The Company’s financial condition and liquidity are strong. Various assets and liabilities, including cash and short-
term debt, can fluctuate significantly from month to month depending on short-term liquidity needs. Working capital
(defined as current assets minus current liabilities) totaled $3.759 billion at December 31, 2008, compared with
$4.476 billion at December 31, 2007. Working capital decreases were attributable to declines in cash and cash
equivalents, short-term marketable securities and accounts receivable, while increases in short-term debt and other
current liabilities also decreased working capital. This was partially offset by working capital increases attributable to
decreases in accounts payable and accrued income taxes, combined with increases in inventory.

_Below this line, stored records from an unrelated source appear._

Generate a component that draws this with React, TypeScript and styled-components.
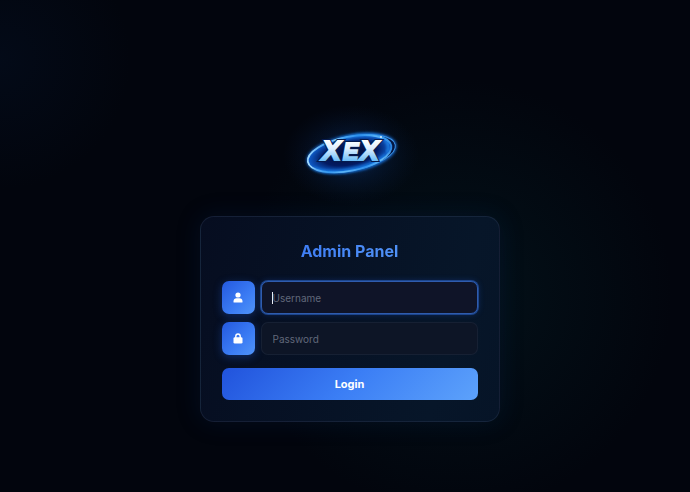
import React from 'react';
import styled, { createGlobalStyle } from 'styled-components';

const GlobalStyle = createGlobalStyle`
  *, *::before, *::after { box-sizing: border-box; }
  body {
    margin: 0;
    background: #02050d;
    font-family: Inter, "Liberation Sans", sans-serif;
  }
`;

const Page = styled.main`
  min-height: 100vh;
  display: flex;
  flex-direction: column;
  align-items: center;
  justify-content: center;
  gap: 23px;
  padding: 43px 0 0 9px;
  background:
    radial-gradient(circle at 0% 12%, rgba(5, 18, 40, 0.4), transparent 16%),
    radial-gradient(circle at 66% 60%, rgba(4, 32, 40, 0.45), transparent 40%),
    #02050d;
`;

const Logo = styled.svg`
  width: 120px;
  height: 80px;
  overflow: visible;
`;

const LogoText = styled.text`
  font-family: "Liberation Sans", Arial, sans-serif;
  font-size: 28px;
  font-weight: 700;
  font-style: italic;
`;

const SmallLetter = styled.tspan`
  font-size: 23px;
`;

const Card = styled.form`
  width: 300px;
  max-width: 100%;
  display: flex;
  flex-direction: column;
  gap: 8px;
  padding: 21px;
  border: 1px solid rgba(110, 135, 180, 0.14);
  border-radius: 14px;
  background: linear-gradient(105deg, #060d20, #071629 80%, #061427);
  box-shadow: 0 0 24px rgba(14, 44, 100, 0.22);
`;

const Title = styled.h1`
  margin: 0 0 11px;
  padding-top: 2px;
  font-size: 16px;
  line-height: 22px;
  font-weight: 700;
  text-align: center;
  background: linear-gradient(135deg, #2f6af0, #60a5fa);
  background-clip: text;
  color: transparent;
`;

const Field = styled.div`
  display: flex;
  gap: 6px;
`;

const IconLabel = styled.label`
  width: 33px;
  height: 33px;
  flex: none;
  display: flex;
  align-items: center;
  justify-content: center;
  border-radius: 7px;
  background: linear-gradient(135deg, #2459de, #3b7cf4 60%, #5094f8);
  box-shadow: 0 2px 9px rgba(37, 99, 235, 0.34);
`;

const InputWrap = styled.div<{ $caret?: boolean }>`
  position: relative;
  flex: 1;
  display: flex;

  &::before {
    content: "";
    display: ${(p) => (p.$caret ? 'block' : 'none')};
    position: absolute;
    left: 11px;
    top: 11px;
    width: 1px;
    height: 12px;
    background: #e8edf6;
  }
`;

const Input = styled.input<{ $active?: boolean }>`
  width: 100%;
  min-width: 0;
  height: 33px;
  padding: 1px 11px 0;
  border: 1px solid ${(p) => (p.$active ? '#2f5cae' : 'rgba(120, 145, 190, 0.09)')};
  border-radius: 7px;
  outline: none;
  background: ${(p) => (p.$active ? '#0f1428' : '#0d1526')};
  box-shadow: ${(p) => (p.$active ? '0 0 0 1px #1c458c, 0 0 6px rgba(37, 99, 235, 0.3)' : 'none')};
  color: #e8edf6;
  caret-color: transparent;
  font: 400 10px/14px Inter, "Liberation Sans", sans-serif;

  &::placeholder {
    color: #61687a;
    opacity: 1;
  }
`;

const LoginButton = styled.button`
  height: 32px;
  margin-top: 5px;
  padding: 0;
  border: 0;
  border-radius: 7px;
  background: linear-gradient(135deg, #2153dc, #3b7ef5 50%, #5da2fb);
  color: #fff;
  font: 700 11px/14px Inter, "Liberation Sans", sans-serif;
  cursor: pointer;
`;

function XexLetters(props: React.SVGProps<SVGTextElement>) {
  return (
    <LogoText y="47" strokeLinejoin="miter" {...props}>
      <tspan x="32">X</tspan>
      <SmallLetter x="53">E</SmallLetter>
      <tspan x="70">X</tspan>
    </LogoText>
  );
}

function XexLogo() {
  return (
    <Logo viewBox="0 0 120 80" role="img" aria-label="XEX">
      <defs>
        <radialGradient id="halo">
          <stop offset="0" stopColor="#1553b5" stopOpacity="0.5" />
          <stop offset="0.5" stopColor="#0d3577" stopOpacity="0.22" />
          <stop offset="1" stopColor="#0a2450" stopOpacity="0" />
        </radialGradient>
        <radialGradient id="disc">
          <stop offset="0" stopColor="#020b32" />
          <stop offset="0.65" stopColor="#031b62" />
          <stop offset="1" stopColor="#0f60d0" />
        </radialGradient>
        <linearGradient id="rim" x1="0" y1="0" x2="1" y2="0">
          <stop offset="0" stopColor="#a4dcff" />
          <stop offset="0.22" stopColor="#4aa2f2" />
          <stop offset="0.4" stopColor="#86cffc" />
          <stop offset="0.65" stopColor="#3b94ec" />
          <stop offset="0.85" stopColor="#86d2fc" />
          <stop offset="1" stopColor="#2c86e0" />
        </linearGradient>
        <linearGradient id="letters" gradientUnits="userSpaceOnUse" x1="0" y1="27" x2="0" y2="49">
          <stop offset="0" stopColor="#ffffff" />
          <stop offset="0.4" stopColor="#dceeff" />
          <stop offset="1" stopColor="#62b9f7" />
        </linearGradient>
        <filter id="soft" x="-20%" y="-40%" width="140%" height="180%">
          <feGaussianBlur stdDeviation="1.5" />
        </filter>
      </defs>
      <ellipse cx="61" cy="42" rx="68" ry="50" fill="url(#halo)" />
      <g transform="rotate(-11 61 40)">
        <ellipse cx="61.500" cy="40.500" rx="44" ry="17" fill="none" stroke="#1776e8" strokeWidth="3" filter="url(#soft)" />
        <ellipse cx="61.500" cy="40.500" rx="44.500" ry="17" fill="#031540" stroke="#3e91e4" strokeWidth="1" />
        <ellipse cx="59.500" cy="40.500" rx="42.500" ry="17" fill="url(#disc)" stroke="url(#rim)" strokeWidth="1.800" />
        <path d="M52 24.500C72 22 91 26 98 33" fill="none" stroke="#1f8bf0" strokeWidth="2" filter="url(#soft)" />
        <path d="M22 48C35 58 78 60 95 48" fill="none" stroke="#1f8bf0" strokeWidth="2" filter="url(#soft)" />
        <path d="M97 34Q102 40 96 47" fill="none" stroke="#2591f2" strokeWidth="2" filter="url(#soft)" />
      </g>
      <XexLetters fill="#061a4d" stroke="#061a4d" strokeWidth="4" />
      <XexLetters fill="url(#letters)" stroke="url(#letters)" strokeWidth="2" aria-hidden="true" />
      <circle cx="91" cy="24" r="1" fill="#d7f2ff" />
    </Logo>
  );
}

function UserIcon() {
  return (
    <svg width="10" height="11" viewBox="0 0 10 11" fill="#fff" aria-hidden="true">
      <circle cx="5" cy="3" r="2.600" />
      <path d="M.5 10V9.200C.5 7.400 1.900 6.200 3.500 6.200h3c1.600 0 3 1.200 3 3V10q0 .5-.5.500H1Q.5 10.500.5 10Z" />
    </svg>
  );
}

function LockIcon() {
  return (
    <svg width="10" height="11" viewBox="0 0 10 11" aria-hidden="true">
      <path d="M2.800 5V3.200a2.200 2.200 0 0 1 4.400 0V5" fill="none" stroke="#fff" strokeWidth="1.400" />
      <rect x=".5" y="4.200" width="9" height="6.300" rx="1.300" fill="#fff" />
    </svg>
  );
}

export default function App() {
  return (
    <>
      <GlobalStyle />
      <Page>
        <XexLogo />
        <Card onSubmit={(e: React.FormEvent) => e.preventDefault()}>
          <Title>Admin Panel</Title>
          <Field>
            <IconLabel htmlFor="username" aria-label="Username">
              <UserIcon />
            </IconLabel>
            <InputWrap $caret>
              <Input id="username" type="text" placeholder="Username" $active />
            </InputWrap>
          </Field>
          <Field>
            <IconLabel htmlFor="password" aria-label="Password">
              <LockIcon />
            </IconLabel>
            <InputWrap>
              <Input id="password" type="password" placeholder="Password" />
            </InputWrap>
          </Field>
          <LoginButton type="submit">Login</LoginButton>
        </Card>
      </Page>
    </>
  );
}
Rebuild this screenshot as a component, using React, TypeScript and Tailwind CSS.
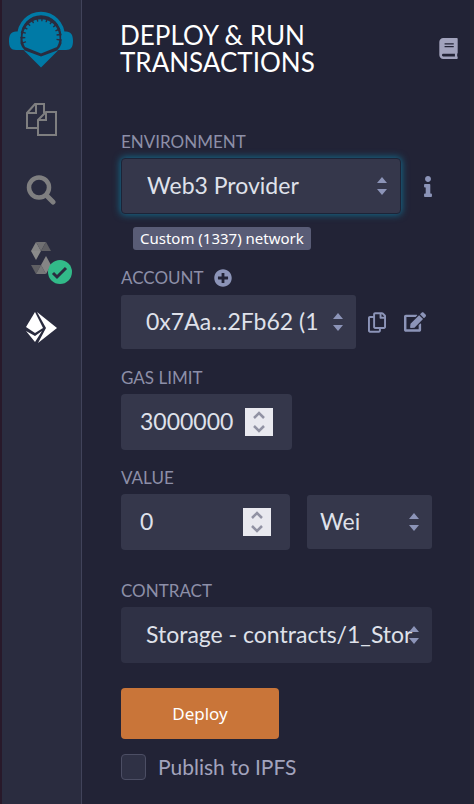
import { useState, type ReactNode } from "react";
import { FaBook, FaEdit, FaInfo, FaPlusCircle, FaRegCopy } from "react-icons/fa";

function SelectBox({
  id,
  label,
  value,
  className,
  textClass = "pl-[25px]",
}: {
  id: string;
  label?: string;
  value: string;
  className: string;
  textClass?: string;
}) {
  return (
    <div className={`relative ${className}`}>
      <select
        id={id}
        aria-label={label}
        className={`h-full w-full appearance-none rounded-[3px] bg-transparent pb-[2px] text-[23px] text-[#dfe1ea] outline-none ${textClass}`}
      >
        <option>{value}</option>
      </select>
      <svg
        viewBox="0 0 10 18"
        className="pointer-events-none absolute top-1/2 right-[13px] h-[18px] w-[10px] -translate-y-1/2 fill-[#8c94b8]"
      >
        <path d="M5 0 10 6H0ZM0 12H10L5 18Z" />
      </svg>
    </div>
  );
}

function NumberBox({ id, initial, className }: { id: string; initial: number; className: string }) {
  const [value, setValue] = useState(initial);
  return (
    <div className={`flex h-14 items-center rounded bg-[#35374b] px-[19px] ${className}`}>
      <input
        id={id}
        type="number"
        value={value}
        onChange={(e) => setValue(Number(e.target.value))}
        className="min-w-0 flex-1 bg-transparent pb-[2px] text-[23px] text-[#dfe1ea] outline-none [appearance:textfield] [&::-webkit-inner-spin-button]:appearance-none"
      />
      <div className="flex h-7 w-7 flex-col bg-[#e9e9ef] text-[#9192a3]">
        <button type="button" aria-label="Increase" onClick={() => setValue(value + 1)} className="flex h-[14px] items-center justify-center">
          <svg viewBox="0 0 12 8" className="h-2 w-3" fill="none" stroke="currentColor" strokeWidth="2.5">
            <path d="M1 7 6 2l5 5" />
          </svg>
        </button>
        <button type="button" aria-label="Decrease" onClick={() => setValue(value - 1)} className="flex h-[14px] items-center justify-center">
          <svg viewBox="0 0 12 8" className="h-2 w-3" fill="none" stroke="currentColor" strokeWidth="2.5">
            <path d="M1 1l5 5 5-5" />
          </svg>
        </button>
      </div>
    </div>
  );
}

function Label({ htmlFor, children }: { htmlFor: string; children: ReactNode }) {
  return (
    <label htmlFor={htmlFor} className="block text-[17px] leading-6 text-[#8d8fa8]">
      {children}
    </label>
  );
}

function RemixLogo() {
  return (
    <svg viewBox="0 0 66 58" className="h-[58px] w-[66px]">
      <path d="M11 29V26a22 22.500 0 0 1 44 0v3" fill="none" stroke="#007aa6" strokeWidth="3.500" />
      <path d="M12.500 21.500v12q1 3.500 4 6.500H8c-5 0-7-3-7-9s2-9.500 7-9.500ZM53.500 21.500v12q-1 3.500-4 6.500H58c5 0 7-3 7-9s-2-9.500-7-9.500Z" fill="#007aa6" />
      <path d="M17 37a18.500 18.500 0 1 1 32 0L33 43.500Z" fill="#007aa6" />
      <path
        d="M15.900 33.200a18.200 18.200 0 1 1 34.200 0"
        fill="none"
        stroke="#2a2c3f"
        strokeWidth="5"
        strokeDasharray="1.500 3.500"
      />
      <path d="M15.500 40 33 46.500 50.500 40 33 57.500Z" fill="#007aa6" />
    </svg>
  );
}

function Sidebar() {
  return (
    <nav className="flex w-20 shrink-0 flex-col items-center border-r border-[#41435a] bg-[#2a2c3f] pt-[10px] pr-px">
      <a href="#home" aria-label="Home">
        <RemixLogo />
      </a>
      <button type="button" aria-label="File explorer" className="mt-[34px]">
        <svg viewBox="0 0 34 34" className="h-[34px] w-[34px]" fill="none" stroke="#7f7f80" strokeWidth="2">
          <path d="M13 26H3V11L11 2h9v9M3 11h9V2" />
          <path d="M14 33V18l8-8h10v23ZM14 18h8v-8" />
        </svg>
      </button>
      <button type="button" aria-label="Search" className="mt-[39px]">
        <svg viewBox="0 0 30 30" className="h-[30px] w-[30px]" fill="none" stroke="#7f7f80">
          <circle cx="13" cy="12.500" r="10" strokeWidth="4.500" />
          <path d="m21 21 6 6" strokeWidth="5" strokeLinecap="round" />
        </svg>
      </button>
      <button type="button" aria-label="Solidity compiler" className="relative mt-[37px]">
        <svg viewBox="0 0 20 33" className="h-[33px] w-5">
          <path d="M5 0 0 9h10Z" fill="#858585" />
          <path d="M5 0h10l-5 9Z" fill="#707072" />
          <path d="M15 0 20 9H10Z" fill="#5f5f63" />
          <path d="M0 9h10l-5 9Z" fill="#8a8a8a" />
          <path d="M15 14 20 23H10Z" fill="#858585" />
          <path d="M0 23h10l-5 9Z" fill="#5f5f63" />
          <path d="M10 23 15 32H5Z" fill="#777778" />
          <path d="M10 23h10l-5 9Z" fill="#858585" />
        </svg>
        <svg viewBox="0 0 24 24" className="absolute top-[18px] left-[17px] h-6 w-6">
          <circle cx="12" cy="12" r="12" fill="#32ba89" />
          <path d="m5 13 4 4 9-9" fill="none" stroke="#2a2c3f" strokeWidth="3" />
        </svg>
      </button>
      <button type="button" aria-label="Deploy and run" className="mt-9">
        <svg viewBox="0 0 32 32" className="h-8 w-8" fill="#fff">
          <path d="M10 1 1 16l9 6 8-5Z" />
          <path d="m1 20 9 11 7-11-7 5Z" />
          <path d="M12 1 32 17 13 32l8-15Z" />
        </svg>
      </button>
    </nav>
  );
}

export default function App() {
  return (
    <div className="flex min-h-screen border-l-2 border-[#28192a] bg-[#222336] font-[Lato,'Noto_Sans',sans-serif]">
      <Sidebar />
      <main className="min-w-0 flex-1 border-r-4 border-[#272735] pt-[22px] pr-[38px] pl-[39px]">
        <header className="-mr-[26px] -ml-px flex items-center justify-between">
          <h1 className="w-[220px] text-[26px] leading-[27px] text-white">DEPLOY &amp; RUN TRANSACTIONS</h1>
          <a href="#docs" aria-label="Documentation" className="pb-px">
            <FaBook className="h-[21px] w-[19px] text-[#a2a3bd]" />
          </a>
        </header>

        <form className="mt-[54px]" onSubmit={(e) => e.preventDefault()}>
          <Label htmlFor="environment">ENVIRONMENT</Label>
          <div className="mt-1 flex items-center">
            <SelectBox
              id="environment"
              value="Web3 Provider"
              className="h-14 flex-1 rounded border border-[#1c2438] bg-[#35374b] shadow-[0_0_7px_1px_#14698a]"
            />
            <button type="button" aria-label="Environment info" className="flex w-[31px] justify-end">
              <FaInfo className="h-[21px] w-2 text-[#8c94b8]" />
            </button>
          </div>
          <span className="mt-[13px] ml-3 inline-block h-[23px] rounded-[3px] bg-[#595c76] px-[7px] align-top font-['Noto_Sans',sans-serif] text-[15px] leading-[22px] text-white">
            Custom (1337) network
          </span>

          <div className="mt-4 flex items-center gap-[10px]">
            <Label htmlFor="account">ACCOUNT</Label>
            <button type="button" aria-label="Add account">
              <FaPlusCircle className="h-[18px] w-[18px] text-[#8c94b8]" />
            </button>
          </div>
          <div className="mt-1 flex h-14 items-center">
            <SelectBox id="account" value="0x7Aa...2Fb62 (1" className="h-[54px] flex-1 rounded-[3px] bg-[#35374b]" />
            <button type="button" aria-label="Copy account" className="ml-3">
              <FaRegCopy className="h-[21px] w-[18px] text-[#8c94b8]" />
            </button>
            <button type="button" aria-label="Sign message" className="mr-[6px] ml-[18px]">
              <FaEdit className="h-5 w-[22px] text-[#8c94b8]" />
            </button>
          </div>

          <div className="mt-4">
            <Label htmlFor="gas">GAS LIMIT</Label>
            <NumberBox id="gas" initial={3000000} className="mt-1 w-[171px]" />
          </div>

          <div className="mt-4">
            <Label htmlFor="value">VALUE</Label>
            <div className="mt-1 flex items-center gap-[17px]">
              <NumberBox id="value" initial={0} className="w-[169px]" />
              <SelectBox
                id="unit"
                label="Unit"
                value="Wei"
                className="h-[54px] flex-1 rounded-[3px] bg-[#35374b]"
                textClass="pl-[13px]"
              />
            </div>
          </div>

          <div className="mt-[29px]">
            <Label htmlFor="contract">CONTRACT</Label>
            <SelectBox id="contract" value="Storage - contracts/1_Stor" className="mt-1 h-14 rounded bg-[#2f3145]" />
          </div>

          <button
            type="submit"
            className="mt-[25px] block h-[51px] w-[158px] rounded bg-[#c97539] font-['Noto_Sans',sans-serif] text-[17px] text-white"
          >
            Deploy
          </button>
          <div className="mt-[15px] flex items-center gap-3">
            <input
              id="ipfs"
              type="checkbox"
              className="h-[26px] w-[25px] appearance-none rounded border border-[#4c4e64] bg-[#2f3145] checked:bg-[#007aa6]"
            />
            <label htmlFor="ipfs" className="text-[21px] leading-6 text-[#a2a3bd]">
              Publish to IPFS
            </label>
          </div>
        </form>
      </main>
    </div>
  );
}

Primary short-term liquidity needs are met through U.S. commercial paper and euro commercial paper issuances. As
of December 31, 2008, outstanding total commercial paper issued totaled $575 million and averaged $1.106 billion
during 2008. The Company believes it unlikely that its access to the commercial paper market will be restricted. In
June 2007, the Company established a medium-term notes program through which up to $3 billion of medium-term
notes may be offered, with remaining shelf borrowing capacity of $850 million as of December 31, 2008 (see
additional discussion in following paragraph). Effective April 30, 2007, the Company has a $1.5-billion five-year credit
facility, which has provisions for the Company to request an increase of the facility up to $2 billion (at the lenders’
discretion), and providing for up to $150 million in letters of credit. At December 31, 2008, available short-term
committed lines of credit, including the preceding $1.5 billion five-year credit facility, totaled approximately $1.582
billion, of which approximately $143 million was utilized for letters of credit in connection with normal business
activities. Debt covenants do not restrict the payment of dividends.
The Company has a “well-known seasoned issuer” shelf registration statement, effective February 24, 2006, which
registers an indeterminate amount of debt or equity securities for future sales. The Company intends to use the
proceeds from future securities sales off this shelf for general corporate purposes. In connection with this shelf
registration, in June 2007 the Company established a medium-term notes program through which up to $3 billion of
medium-term notes may be offered. In December 2007, 3M issued a five-year, $500 million, fixed rate note with a
coupon rate of 4.65% under this medium-term notes program. In August 2008, 3M issued a five-year, $850 million,
fixed rate note with a coupon rate of 4.375% under this medium-term notes program. In October 2008, the Company
issued a three-year $800 million, fixed rate note with a coupon rate of 4.50%, under this medium-term notes
program, reducing remaining capacity to $850 million as of December 31, 2008. The Company has the ability to
increase the amount of securities that are authorized to be issued under this program.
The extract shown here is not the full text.